----- RAW DATA

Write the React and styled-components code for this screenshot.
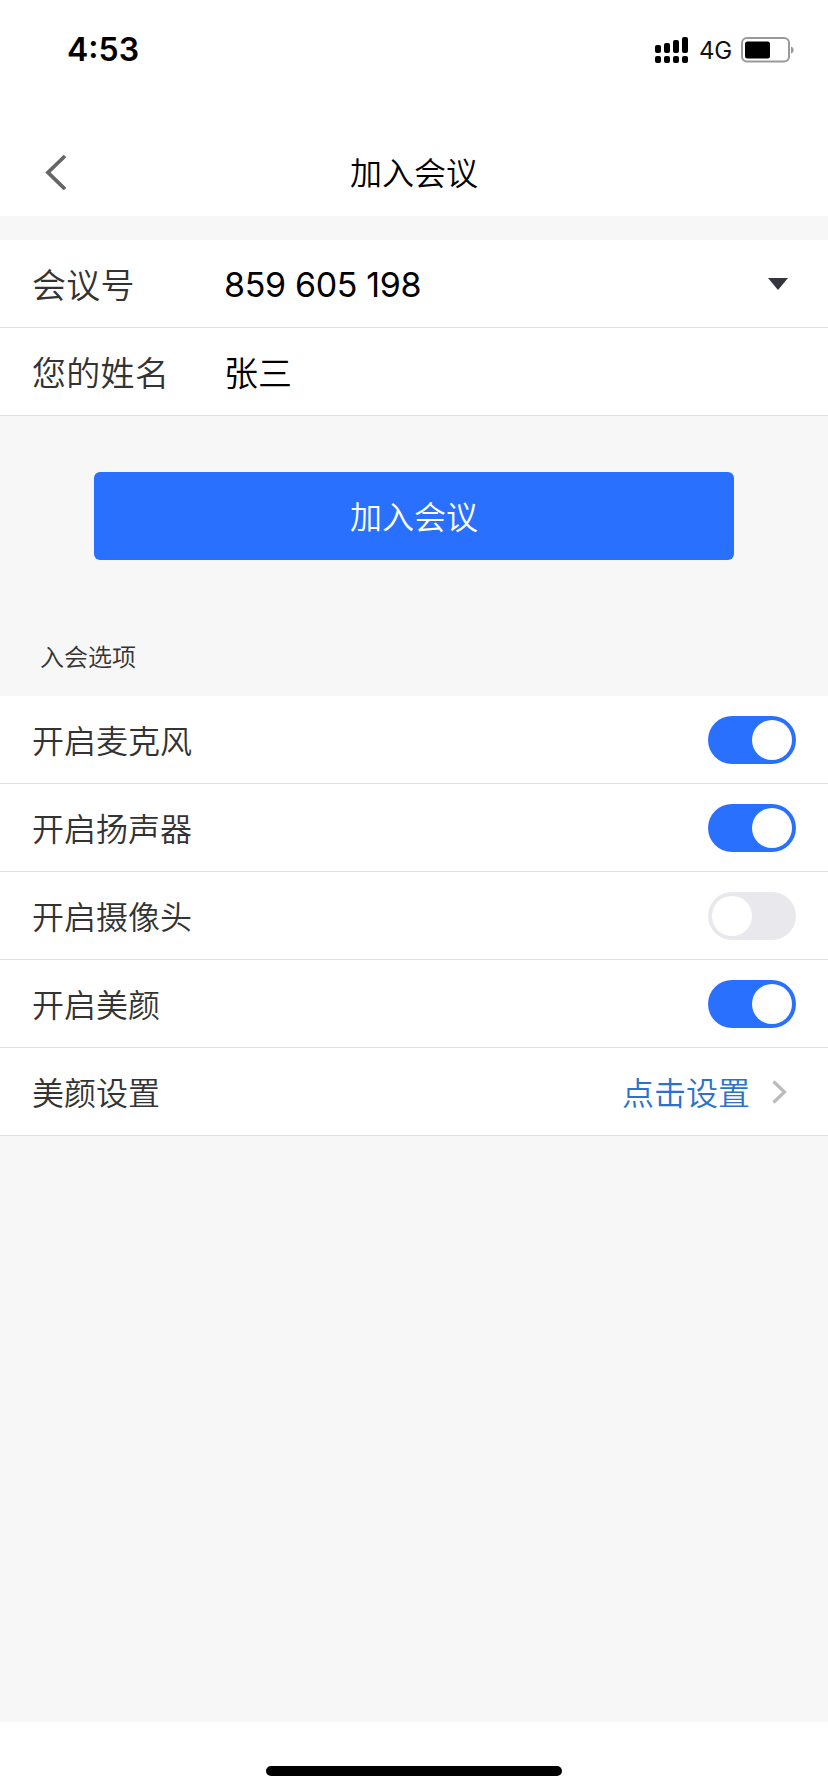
import React, { useState } from "react"
import styled, { createGlobalStyle } from "styled-components"

const GlobalStyle = createGlobalStyle`
  * {
    box-sizing: border-box;
  }
  body {
    margin: 0;
    background: #fff;
    font-family: Inter, "Noto Sans CJK SC", sans-serif;
  }
`;

const Screen = styled.div`
  width: 828px;
  height: 1792px;
  display: flex;
  flex-direction: column;
  background: #fff;
  overflow: hidden;
`;

const StatusBar = styled.header`
  height: 128px;
  padding: 30px 33px 0 67px;
  display: flex;
  align-items: flex-start;
  justify-content: space-between;
`;

const Time = styled.span`
  font-size: 32px;
  line-height: 40px;
  font-weight: 600;
  color: #000;
`;

const StatusIcons = styled.div`
  height: 40px;
  display: flex;
  align-items: center;
`;

const Network = styled.span`
  width: 43px;
  padding: 2px 0 0 10px;
  margin-right: 9px;
  font-size: 24px;
  line-height: 30px;
  letter-spacing: -0.3px;
  color: #111;
`;

const NavBar = styled.nav`
  height: 88px;
  padding: 0 44px;
  display: grid;
  grid-template-columns: 40px 1fr 40px;
  align-items: center;
`;

const BackButton = styled.button`
  height: 40px;
  padding: 0;
  border: 0;
  background: none;
  display: flex;
  align-items: center;
`;

const Title = styled.h1`
  margin: 0;
  padding-top: 3px;
  font-size: 32px;
  line-height: 48px;
  font-weight: 350;
  text-align: center;
  color: #000;
`;

const Content = styled.main`
  flex: 1;
  padding-top: 24px;
  background: #f7f7f7;
`;

const List = styled.div`
  background: #fff;
`;

const Row = styled.div`
  height: 88px;
  padding: 0 32px;
  display: flex;
  align-items: center;
  border-bottom: 1px solid #e0e0e0;
  font-size: ${props => (props.$large ? 34 : 32)}px;
  line-height: 48px;
  font-weight: 350;
  color: #333;
`;

const FieldLabel = styled.span`
  width: 192px;
  padding-top: 4px;
  letter-spacing: 0.3px;
`;

const FieldValue = styled.span`
  flex: 1;
  padding-top: ${props => (props.$numeric ? 2 : 4)}px;
  color: #000;
  font-weight: ${props => (props.$numeric ? 400 : 350)};
  letter-spacing: ${props => (props.$numeric ? "-0.35px" : "normal")};
`;

const OptionLabel = styled.span`
  flex: 1;
  padding-top: 4px;
`;

const Dropdown = styled.span`
  display: flex;
  padding-right: 8px;
`;

const JoinButton = styled.button`
  display: block;
  width: 640px;
  height: 88px;
  margin: 56px auto 0;
  padding: 3px 0 0;
  border: 0;
  border-radius: 6px;
  background: #2a70fe;
  color: #fff;
  font-family: inherit;
  font-size: 32px;
  font-weight: 350;
  line-height: 48px;
`;

const SectionTitle = styled.h2`
  height: 136px;
  margin: 0;
  padding: 80px 40px 0;
  font-size: 24px;
  line-height: 36px;
  font-weight: 350;
  color: #333;
`;

const Switch = styled.button`
  width: 88px;
  height: 48px;
  padding: 4px;
  border: 0;
  border-radius: 24px;
  display: flex;
  justify-content: ${props => (props.$on ? "flex-end" : "flex-start")};
  background: ${props => (props.$on ? "#2a70fe" : "#e9e9ed")};
`;

const Knob = styled.span`
  width: 40px;
  height: 40px;
  border-radius: 50%;
  background: #fff;
`;

const SettingLink = styled.span`
  display: flex;
  align-items: center;
  gap: 22px;
  padding-right: 9px;
  color: #2d72c9;
`;

const SettingText = styled.span`
  padding-top: 4px;
`;

const HomeArea = styled.footer`
  height: 70px;
  padding-top: 44px;
`;

const HomeIndicator = styled.div`
  width: 296px;
  height: 10px;
  margin: 0 auto;
  border-radius: 5px;
  background: #000;
`;

const SignalIcon = () => (
  <svg width="34" height="28" viewBox="0 0 34 28">
    <rect x="0" y="9" width="6" height="8" rx="2" />
    <rect x="9" y="7" width="6" height="10" rx="2" />
    <rect x="18" y="4" width="6" height="13" rx="2" />
    <rect x="27" y="1" width="6" height="16" rx="2" />
    {[0, 9, 18, 27].map(x => (
      <rect key={x} x={x} y="20" width="6" height="7" rx="2" />
    ))}
  </svg>
)

const BatteryIcon = () => (
  <svg width="54" height="26" viewBox="0 0 54 26">
    <rect x="1" y="1" width="47" height="23.5" rx="5" fill="none" stroke="#999" strokeWidth="2" />
    <rect x="4" y="4.5" width="25" height="17" rx="2.5" />
    <path d="M50 9.5c3.5 1 3.5 6 0 7z" fill="#999" />
  </svg>
)

const options = [
  { label: "开启麦克风", on: true },
  { label: "开启扬声器", on: true },
  { label: "开启摄像头", on: false },
  { label: "开启美颜", on: true },
]

const SwitchRow = ({ label, on }) => {
  const [checked, setChecked] = useState(on)
  return (
    <Row>
      <OptionLabel>{label}</OptionLabel>
      <Switch
        role="switch"
        aria-checked={checked}
        $on={checked}
        onClick={() => setChecked(!checked)}
      >
        <Knob />
      </Switch>
    </Row>
  )
}

export default () => (
  <Screen>
    <GlobalStyle />
    <StatusBar>
      <Time>4:53</Time>
      <StatusIcons>
        <SignalIcon />
        <Network>4G</Network>
        <BatteryIcon />
      </StatusIcons>
    </StatusBar>

    <NavBar>
      <BackButton>
        <svg width="24" height="36" viewBox="0 0 24 36" fill="none">
          <path d="M21 2L4 18.5 21 35" stroke="#666" strokeWidth="3.8" />
        </svg>
      </BackButton>
      <Title>加入会议</Title>
    </NavBar>

    <Content>
      <List>
        <Row $large>
          <FieldLabel>会议号</FieldLabel>
          <FieldValue $numeric>859 605 198</FieldValue>
          <Dropdown>
            <svg width="20" height="12" viewBox="0 0 20 12">
              <path d="M0 0h20L10 12z" fill="#33353f" />
            </svg>
          </Dropdown>
        </Row>
        <Row $large>
          <FieldLabel>您的姓名</FieldLabel>
          <FieldValue>张三</FieldValue>
        </Row>
      </List>

      <JoinButton>加入会议</JoinButton>

      <SectionTitle>入会选项</SectionTitle>
      <List>
        {options.map(option => (
          <SwitchRow key={option.label} {...option} />
        ))}
        <Row>
          <OptionLabel>美颜设置</OptionLabel>
          <SettingLink>
            <SettingText>点击设置</SettingText>
            <svg width="15" height="24" viewBox="0 0 15 24" fill="none">
              <path d="M1.5 1.5L12.5 12l-11 10.5" stroke="#bbb" strokeWidth="3.2" />
            </svg>
          </SettingLink>
        </Row>
      </List>
    </Content>

    <HomeArea>
      <HomeIndicator />
    </HomeArea>
  </Screen>
)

----------

- [EXERCISE]: Go through the data above and transcribe it in full, omitting any image.

- [RESULT BELOW]:
Write the React and styled-components code for this screenshot.
import React, { useState } from "react"
import styled, { createGlobalStyle } from "styled-components"

const GlobalStyle = createGlobalStyle`
  * {
    box-sizing: border-box;
  }
  body {
    margin: 0;
    background: #fff;
    font-family: Inter, "Noto Sans CJK SC", sans-serif;
  }
`;

const Screen = styled.div`
  width: 828px;
  height: 1792px;
  display: flex;
  flex-direction: column;
  background: #fff;
  overflow: hidden;
`;

const StatusBar = styled.header`
  height: 128px;
  padding: 30px 33px 0 67px;
  display: flex;
  align-items: flex-start;
  justify-content: space-between;
`;

const Time = styled.span`
  font-size: 32px;
  line-height: 40px;
  font-weight: 600;
  color: #000;
`;

const StatusIcons = styled.div`
  height: 40px;
  display: flex;
  align-items: center;
`;

const Network = styled.span`
  width: 43px;
  padding: 2px 0 0 10px;
  margin-right: 9px;
  font-size: 24px;
  line-height: 30px;
  letter-spacing: -0.3px;
  color: #111;
`;

const NavBar = styled.nav`
  height: 88px;
  padding: 0 44px;
  display: grid;
  grid-template-columns: 40px 1fr 40px;
  align-items: center;
`;

const BackButton = styled.button`
  height: 40px;
  padding: 0;
  border: 0;
  background: none;
  display: flex;
  align-items: center;
`;

const Title = styled.h1`
  margin: 0;
  padding-top: 3px;
  font-size: 32px;
  line-height: 48px;
  font-weight: 350;
  text-align: center;
  color: #000;
`;

const Content = styled.main`
  flex: 1;
  padding-top: 24px;
  background: #f7f7f7;
`;

const List = styled.div`
  background: #fff;
`;

const Row = styled.div`
  height: 88px;
  padding: 0 32px;
  display: flex;
  align-items: center;
  border-bottom: 1px solid #e0e0e0;
  font-size: ${props => (props.$large ? 34 : 32)}px;
  line-height: 48px;
  font-weight: 350;
  color: #333;
`;

const FieldLabel = styled.span`
  width: 192px;
  padding-top: 4px;
  letter-spacing: 0.3px;
`;

const FieldValue = styled.span`
  flex: 1;
  padding-top: ${props => (props.$numeric ? 2 : 4)}px;
  color: #000;
  font-weight: ${props => (props.$numeric ? 400 : 350)};
  letter-spacing: ${props => (props.$numeric ? "-0.35px" : "normal")};
`;

const OptionLabel = styled.span`
  flex: 1;
  padding-top: 4px;
`;

const Dropdown = styled.span`
  display: flex;
  padding-right: 8px;
`;

const JoinButton = styled.button`
  display: block;
  width: 640px;
  height: 88px;
  margin: 56px auto 0;
  padding: 3px 0 0;
  border: 0;
  border-radius: 6px;
  background: #2a70fe;
  color: #fff;
  font-family: inherit;
  font-size: 32px;
  font-weight: 350;
  line-height: 48px;
`;

const SectionTitle = styled.h2`
  height: 136px;
  margin: 0;
  padding: 80px 40px 0;
  font-size: 24px;
  line-height: 36px;
  font-weight: 350;
  color: #333;
`;

const Switch = styled.button`
  width: 88px;
  height: 48px;
  padding: 4px;
  border: 0;
  border-radius: 24px;
  display: flex;
  justify-content: ${props => (props.$on ? "flex-end" : "flex-start")};
  background: ${props => (props.$on ? "#2a70fe" : "#e9e9ed")};
`;

const Knob = styled.span`
  width: 40px;
  height: 40px;
  border-radius: 50%;
  background: #fff;
`;

const SettingLink = styled.span`
  display: flex;
  align-items: center;
  gap: 22px;
  padding-right: 9px;
  color: #2d72c9;
`;

const SettingText = styled.span`
  padding-top: 4px;
`;

const HomeArea = styled.footer`
  height: 70px;
  padding-top: 44px;
`;

const HomeIndicator = styled.div`
  width: 296px;
  height: 10px;
  margin: 0 auto;
  border-radius: 5px;
  background: #000;
`;

const SignalIcon = () => (
  <svg width="34" height="28" viewBox="0 0 34 28">
    <rect x="0" y="9" width="6" height="8" rx="2" />
    <rect x="9" y="7" width="6" height="10" rx="2" />
    <rect x="18" y="4" width="6" height="13" rx="2" />
    <rect x="27" y="1" width="6" height="16" rx="2" />
    {[0, 9, 18, 27].map(x => (
      <rect key={x} x={x} y="20" width="6" height="7" rx="2" />
    ))}
  </svg>
)

const BatteryIcon = () => (
  <svg width="54" height="26" viewBox="0 0 54 26">
    <rect x="1" y="1" width="47" height="23.5" rx="5" fill="none" stroke="#999" strokeWidth="2" />
    <rect x="4" y="4.5" width="25" height="17" rx="2.5" />
    <path d="M50 9.5c3.5 1 3.5 6 0 7z" fill="#999" />
  </svg>
)

const options = [
  { label: "开启麦克风", on: true },
  { label: "开启扬声器", on: true },
  { label: "开启摄像头", on: false },
  { label: "开启美颜", on: true },
]

const SwitchRow = ({ label, on }) => {
  const [checked, setChecked] = useState(on)
  return (
    <Row>
      <OptionLabel>{label}</OptionLabel>
      <Switch
        role="switch"
        aria-checked={checked}
        $on={checked}
        onClick={() => setChecked(!checked)}
      >
        <Knob />
      </Switch>
    </Row>
  )
}

export default () => (
  <Screen>
    <GlobalStyle />
    <StatusBar>
      <Time>4:53</Time>
      <StatusIcons>
        <SignalIcon />
        <Network>4G</Network>
        <BatteryIcon />
      </StatusIcons>
    </StatusBar>

    <NavBar>
      <BackButton>
        <svg width="24" height="36" viewBox="0 0 24 36" fill="none">
          <path d="M21 2L4 18.5 21 35" stroke="#666" strokeWidth="3.8" />
        </svg>
      </BackButton>
      <Title>加入会议</Title>
    </NavBar>

    <Content>
      <List>
        <Row $large>
          <FieldLabel>会议号</FieldLabel>
          <FieldValue $numeric>859 605 198</FieldValue>
          <Dropdown>
            <svg width="20" height="12" viewBox="0 0 20 12">
              <path d="M0 0h20L10 12z" fill="#33353f" />
            </svg>
          </Dropdown>
        </Row>
        <Row $large>
          <FieldLabel>您的姓名</FieldLabel>
          <FieldValue>张三</FieldValue>
        </Row>
      </List>

      <JoinButton>加入会议</JoinButton>

      <SectionTitle>入会选项</SectionTitle>
      <List>
        {options.map(option => (
          <SwitchRow key={option.label} {...option} />
        ))}
        <Row>
          <OptionLabel>美颜设置</OptionLabel>
          <SettingLink>
            <SettingText>点击设置</SettingText>
            <svg width="15" height="24" viewBox="0 0 15 24" fill="none">
              <path d="M1.5 1.5L12.5 12l-11 10.5" stroke="#bbb" strokeWidth="3.2" />
            </svg>
          </SettingLink>
        </Row>
      </List>
    </Content>

    <HomeArea>
      <HomeIndicator />
    </HomeArea>
  </Screen>
)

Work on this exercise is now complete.